The U.S. recognizes National Nurses Week each year from May 6-12.

At no time in our recent history have we been reminded how important this profession is like we have over the last year.

Nurses are more than essential; they are one of the most respected professions.

Gallup recently published the results of its annual Honesty and Ethics Poll, which asks respondents to rate the honesty and ethical standards of different professions.

For the 17th year in a row, nurses were ranked as the most trustworthy and ethical profession, with 89% of respondents saying that nurses had high or very high ethical standards.

The poll has been conducted since 1976 and looks at how the public views the moral standards of 12 to 15 different professions. Other high-scoring professions were physicians (77%), K-12 schoolteachers (75%) and pharmacists (71%).

While it is tempting to attribute these high scores to the pandemic, these professions have been at the top of the list for years.

The public simply perceives people in these professions as having a higher moral standard than lawyers (21%), car salespeople (8%) or members of Congress (8%).

Why are nurses perceived as the most trusted and ethical professions of all time?

The simple answer is that nurses are amazing. They are caring, compassionate and hard working. They are angels in comfortable shoes.

They give us our medication. They are there for bowel movements and to help clean up vomit.

They might have to spring into action and provide chest compressions or even cardiogenic shock at a moment’s notice.

They are an endless supply of medical knowledge, able to explain complex medical procedures better than the average physician.

Plus, patients hang on their every word. We trust these men and women with our lives.

While all of this is true, it still does not explain fully why they have been the most trusted profession for almost two decades.

I believe the answer is that health care workers tell us the truth, even if we do not want to hear it. Then, they help us process our grief, anger and sometimes spitefulness.

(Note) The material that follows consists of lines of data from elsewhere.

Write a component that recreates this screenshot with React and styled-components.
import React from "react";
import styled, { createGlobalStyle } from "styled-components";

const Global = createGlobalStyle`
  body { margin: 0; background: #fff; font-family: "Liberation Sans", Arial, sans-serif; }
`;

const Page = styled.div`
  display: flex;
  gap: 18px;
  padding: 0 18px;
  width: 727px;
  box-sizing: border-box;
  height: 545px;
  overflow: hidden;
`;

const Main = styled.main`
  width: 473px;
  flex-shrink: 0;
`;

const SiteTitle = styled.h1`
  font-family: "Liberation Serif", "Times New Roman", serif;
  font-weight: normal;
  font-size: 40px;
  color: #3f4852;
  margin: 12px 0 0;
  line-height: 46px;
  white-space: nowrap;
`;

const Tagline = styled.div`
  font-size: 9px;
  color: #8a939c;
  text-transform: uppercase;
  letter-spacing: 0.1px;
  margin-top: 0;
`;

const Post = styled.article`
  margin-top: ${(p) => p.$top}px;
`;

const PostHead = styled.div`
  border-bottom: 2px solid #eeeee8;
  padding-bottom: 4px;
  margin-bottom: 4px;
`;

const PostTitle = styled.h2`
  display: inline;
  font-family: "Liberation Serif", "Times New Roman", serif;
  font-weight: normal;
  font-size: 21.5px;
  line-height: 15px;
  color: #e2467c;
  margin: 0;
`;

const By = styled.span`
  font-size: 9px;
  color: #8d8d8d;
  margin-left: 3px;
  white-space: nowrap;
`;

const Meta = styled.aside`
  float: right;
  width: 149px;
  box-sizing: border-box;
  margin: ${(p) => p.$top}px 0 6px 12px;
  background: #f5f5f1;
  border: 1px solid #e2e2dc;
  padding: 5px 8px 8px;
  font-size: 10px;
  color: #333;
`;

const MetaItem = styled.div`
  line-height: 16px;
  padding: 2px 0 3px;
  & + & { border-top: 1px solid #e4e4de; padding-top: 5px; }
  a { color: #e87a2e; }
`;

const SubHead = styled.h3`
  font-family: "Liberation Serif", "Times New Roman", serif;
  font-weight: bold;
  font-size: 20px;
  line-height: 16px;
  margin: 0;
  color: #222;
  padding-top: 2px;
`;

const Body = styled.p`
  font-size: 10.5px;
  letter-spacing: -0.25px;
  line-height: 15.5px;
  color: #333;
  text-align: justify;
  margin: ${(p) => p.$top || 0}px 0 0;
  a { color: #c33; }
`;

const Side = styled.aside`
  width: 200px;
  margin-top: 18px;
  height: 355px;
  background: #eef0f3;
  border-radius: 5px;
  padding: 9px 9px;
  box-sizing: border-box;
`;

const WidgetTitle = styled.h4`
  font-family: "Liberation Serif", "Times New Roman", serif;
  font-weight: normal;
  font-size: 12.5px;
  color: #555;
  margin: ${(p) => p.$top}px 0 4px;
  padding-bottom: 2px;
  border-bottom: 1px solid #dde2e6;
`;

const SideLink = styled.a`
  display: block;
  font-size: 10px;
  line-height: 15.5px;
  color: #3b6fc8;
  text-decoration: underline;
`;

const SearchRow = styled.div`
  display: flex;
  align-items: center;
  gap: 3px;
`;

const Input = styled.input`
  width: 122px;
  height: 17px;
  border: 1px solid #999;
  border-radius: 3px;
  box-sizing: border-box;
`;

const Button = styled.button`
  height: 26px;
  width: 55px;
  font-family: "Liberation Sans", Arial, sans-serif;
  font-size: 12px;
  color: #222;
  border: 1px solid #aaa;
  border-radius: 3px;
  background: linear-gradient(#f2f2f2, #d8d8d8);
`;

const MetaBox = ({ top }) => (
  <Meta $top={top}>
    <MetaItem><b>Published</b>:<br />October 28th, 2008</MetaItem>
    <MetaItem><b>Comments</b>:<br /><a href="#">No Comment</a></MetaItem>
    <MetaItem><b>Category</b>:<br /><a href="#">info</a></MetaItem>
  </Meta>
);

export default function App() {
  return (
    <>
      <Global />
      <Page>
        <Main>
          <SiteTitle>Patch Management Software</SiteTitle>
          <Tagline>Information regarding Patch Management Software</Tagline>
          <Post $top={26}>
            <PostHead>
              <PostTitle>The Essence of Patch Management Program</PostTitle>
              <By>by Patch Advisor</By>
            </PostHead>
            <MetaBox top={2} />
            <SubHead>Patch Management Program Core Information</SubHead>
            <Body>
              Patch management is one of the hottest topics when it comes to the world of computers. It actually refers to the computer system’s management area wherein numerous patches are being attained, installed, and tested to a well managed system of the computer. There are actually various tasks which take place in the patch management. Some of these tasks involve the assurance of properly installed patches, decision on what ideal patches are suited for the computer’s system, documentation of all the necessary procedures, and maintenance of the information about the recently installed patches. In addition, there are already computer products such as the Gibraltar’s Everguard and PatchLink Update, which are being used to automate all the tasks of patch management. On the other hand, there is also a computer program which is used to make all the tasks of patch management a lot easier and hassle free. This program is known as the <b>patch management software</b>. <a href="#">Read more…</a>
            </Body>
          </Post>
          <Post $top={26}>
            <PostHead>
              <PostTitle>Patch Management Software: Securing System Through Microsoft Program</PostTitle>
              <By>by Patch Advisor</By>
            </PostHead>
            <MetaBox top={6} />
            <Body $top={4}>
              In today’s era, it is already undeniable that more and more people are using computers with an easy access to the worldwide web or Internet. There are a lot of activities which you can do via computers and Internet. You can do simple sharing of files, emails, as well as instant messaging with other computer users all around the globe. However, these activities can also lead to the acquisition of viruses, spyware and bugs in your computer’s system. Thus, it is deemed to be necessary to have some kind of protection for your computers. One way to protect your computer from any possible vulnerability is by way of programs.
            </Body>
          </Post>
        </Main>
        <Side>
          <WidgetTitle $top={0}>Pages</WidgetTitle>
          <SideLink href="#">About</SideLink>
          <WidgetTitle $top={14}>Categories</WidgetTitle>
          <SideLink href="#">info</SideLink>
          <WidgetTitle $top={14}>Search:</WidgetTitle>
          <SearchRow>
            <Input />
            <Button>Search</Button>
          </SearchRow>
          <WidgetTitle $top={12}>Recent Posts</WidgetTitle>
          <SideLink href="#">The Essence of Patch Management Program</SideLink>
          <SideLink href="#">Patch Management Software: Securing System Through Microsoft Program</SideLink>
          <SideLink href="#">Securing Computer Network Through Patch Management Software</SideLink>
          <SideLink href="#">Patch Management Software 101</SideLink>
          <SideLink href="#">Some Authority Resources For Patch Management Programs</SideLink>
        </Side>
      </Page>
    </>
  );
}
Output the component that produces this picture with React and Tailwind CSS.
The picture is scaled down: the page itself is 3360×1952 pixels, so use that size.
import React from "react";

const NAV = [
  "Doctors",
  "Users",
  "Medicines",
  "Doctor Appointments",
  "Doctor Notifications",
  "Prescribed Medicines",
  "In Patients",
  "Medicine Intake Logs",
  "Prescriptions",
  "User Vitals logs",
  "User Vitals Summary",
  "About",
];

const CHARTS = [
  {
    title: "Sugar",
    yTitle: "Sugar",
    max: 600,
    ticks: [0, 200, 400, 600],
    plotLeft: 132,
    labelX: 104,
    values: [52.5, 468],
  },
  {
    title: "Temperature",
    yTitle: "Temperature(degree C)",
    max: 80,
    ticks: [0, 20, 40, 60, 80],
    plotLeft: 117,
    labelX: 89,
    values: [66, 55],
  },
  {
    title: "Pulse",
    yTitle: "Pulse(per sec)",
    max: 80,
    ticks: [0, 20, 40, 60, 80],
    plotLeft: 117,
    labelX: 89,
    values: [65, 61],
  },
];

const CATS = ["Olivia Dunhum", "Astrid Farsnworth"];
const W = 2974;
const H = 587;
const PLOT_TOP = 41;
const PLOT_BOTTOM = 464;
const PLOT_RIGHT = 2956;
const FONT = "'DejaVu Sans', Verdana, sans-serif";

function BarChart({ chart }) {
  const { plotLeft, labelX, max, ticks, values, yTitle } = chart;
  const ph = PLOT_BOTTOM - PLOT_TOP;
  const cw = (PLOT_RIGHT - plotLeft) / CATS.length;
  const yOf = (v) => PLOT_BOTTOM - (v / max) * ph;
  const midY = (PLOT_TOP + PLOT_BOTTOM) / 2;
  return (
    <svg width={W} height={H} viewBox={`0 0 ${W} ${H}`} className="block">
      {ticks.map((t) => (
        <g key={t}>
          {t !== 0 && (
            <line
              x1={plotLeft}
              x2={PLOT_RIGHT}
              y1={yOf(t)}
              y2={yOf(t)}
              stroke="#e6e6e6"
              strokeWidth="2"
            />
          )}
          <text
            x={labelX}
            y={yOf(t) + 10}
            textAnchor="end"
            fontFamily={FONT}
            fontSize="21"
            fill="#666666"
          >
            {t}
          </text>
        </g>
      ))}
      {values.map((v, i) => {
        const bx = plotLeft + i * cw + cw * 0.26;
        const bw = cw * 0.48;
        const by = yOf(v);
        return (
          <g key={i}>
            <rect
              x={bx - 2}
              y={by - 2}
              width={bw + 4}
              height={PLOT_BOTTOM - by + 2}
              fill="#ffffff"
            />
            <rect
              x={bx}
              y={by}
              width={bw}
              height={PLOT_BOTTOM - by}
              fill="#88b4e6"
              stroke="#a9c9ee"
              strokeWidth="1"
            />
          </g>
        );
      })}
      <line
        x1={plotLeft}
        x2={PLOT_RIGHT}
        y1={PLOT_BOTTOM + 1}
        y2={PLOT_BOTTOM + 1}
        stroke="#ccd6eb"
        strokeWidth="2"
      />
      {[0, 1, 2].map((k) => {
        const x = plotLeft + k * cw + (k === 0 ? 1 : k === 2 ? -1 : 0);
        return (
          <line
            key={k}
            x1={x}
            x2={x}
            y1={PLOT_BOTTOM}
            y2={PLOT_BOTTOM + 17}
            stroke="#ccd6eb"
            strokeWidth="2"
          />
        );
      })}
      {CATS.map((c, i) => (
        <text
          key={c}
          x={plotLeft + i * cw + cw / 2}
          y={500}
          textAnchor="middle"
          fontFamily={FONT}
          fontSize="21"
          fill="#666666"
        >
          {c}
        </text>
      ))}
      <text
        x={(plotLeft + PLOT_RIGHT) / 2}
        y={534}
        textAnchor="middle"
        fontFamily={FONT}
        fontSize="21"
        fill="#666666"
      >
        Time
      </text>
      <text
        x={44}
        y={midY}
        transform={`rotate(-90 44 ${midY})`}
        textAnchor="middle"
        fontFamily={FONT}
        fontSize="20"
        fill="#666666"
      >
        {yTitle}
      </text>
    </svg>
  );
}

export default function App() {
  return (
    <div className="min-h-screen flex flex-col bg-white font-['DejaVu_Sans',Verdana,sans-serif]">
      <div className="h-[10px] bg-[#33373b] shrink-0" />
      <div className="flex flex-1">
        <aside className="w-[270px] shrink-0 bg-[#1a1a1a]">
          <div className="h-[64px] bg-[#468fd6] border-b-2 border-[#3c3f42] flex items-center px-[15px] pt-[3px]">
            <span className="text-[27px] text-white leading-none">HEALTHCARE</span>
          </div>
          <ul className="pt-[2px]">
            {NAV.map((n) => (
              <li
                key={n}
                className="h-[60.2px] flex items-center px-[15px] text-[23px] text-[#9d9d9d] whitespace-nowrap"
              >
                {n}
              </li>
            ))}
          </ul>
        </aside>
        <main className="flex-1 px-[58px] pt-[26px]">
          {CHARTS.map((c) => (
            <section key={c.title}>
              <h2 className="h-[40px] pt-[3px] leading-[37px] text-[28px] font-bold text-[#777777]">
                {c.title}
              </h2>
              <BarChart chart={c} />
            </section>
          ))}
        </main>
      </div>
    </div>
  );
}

Nurses tell us to lose weight, stop smoking, eat more salmon, get eight hours of sleep, drink eight glass of water, establish an exercise routine and take our medication.

We do not want to be told that our lifestyles are making us sick or killing us. By nature, we avoid taking responsibility for our behavior.

Nurses force us to face issues that scare us and do not sugar coat it. They tell us things that are painful, but necessary, to hear.

After 15 years in health care, it is still hard for me to tell a 75-year-old man that his wife of 56 years just died or to tell a woman that she just lost her baby.

This stuff hurts both the patient and the messenger. You know they will be flooded with pain and grief when you give them the bad news.

Those same emotions fill the room, affecting everyone present. After you share bad news, you feel part of your patient’s anger, grief and despair.

Yet, you tell them the bitter truth anyway, regardless of how it makes you feel. Then, you hold their hand while they cry.

That is what nurses do.

It would be so easy just to tell people what they want to hear, giving them a false sense of hope and avoiding harsh emotions simply by refusing to have difficult discussions.

The problem for health care providers is that we cannot help if we, and the patient, are not honest – and sometimes we have to be brutally honest.

Nurses will snatch a Twix bar out of a non-compliant diabetic’s hand, only to be cussed at like a dog. They will be firm and sometimes harsh with a substance abuse disorder patient.

It’s not out of cruelty. It’s compassion. It’s out of a desire to care and comfort. It is not loving if your words only enable.

In short, health care workers, in general, and nurses, specifically, are the most trusted profession because they are willing to proclaim truth and suffer the consequences for the sole purpose of saving lives and restoring health.

It may not be the ICU or the operating room that makes the profession so hard. It might not be the bloody wounds or the horrid smells that make it so difficult. It might not be the 12-hour shifts or being on call that makes it so exhausting.

Rather, it is the emotional burden of being brutally honest and pushing patients to face the reality of their medical condition.

This earns both our respect and trust, even if we might not like what they have to say in the moment.

Trust is earned in the process, and nurses have historically gone above and beyond in selfless service to their patients.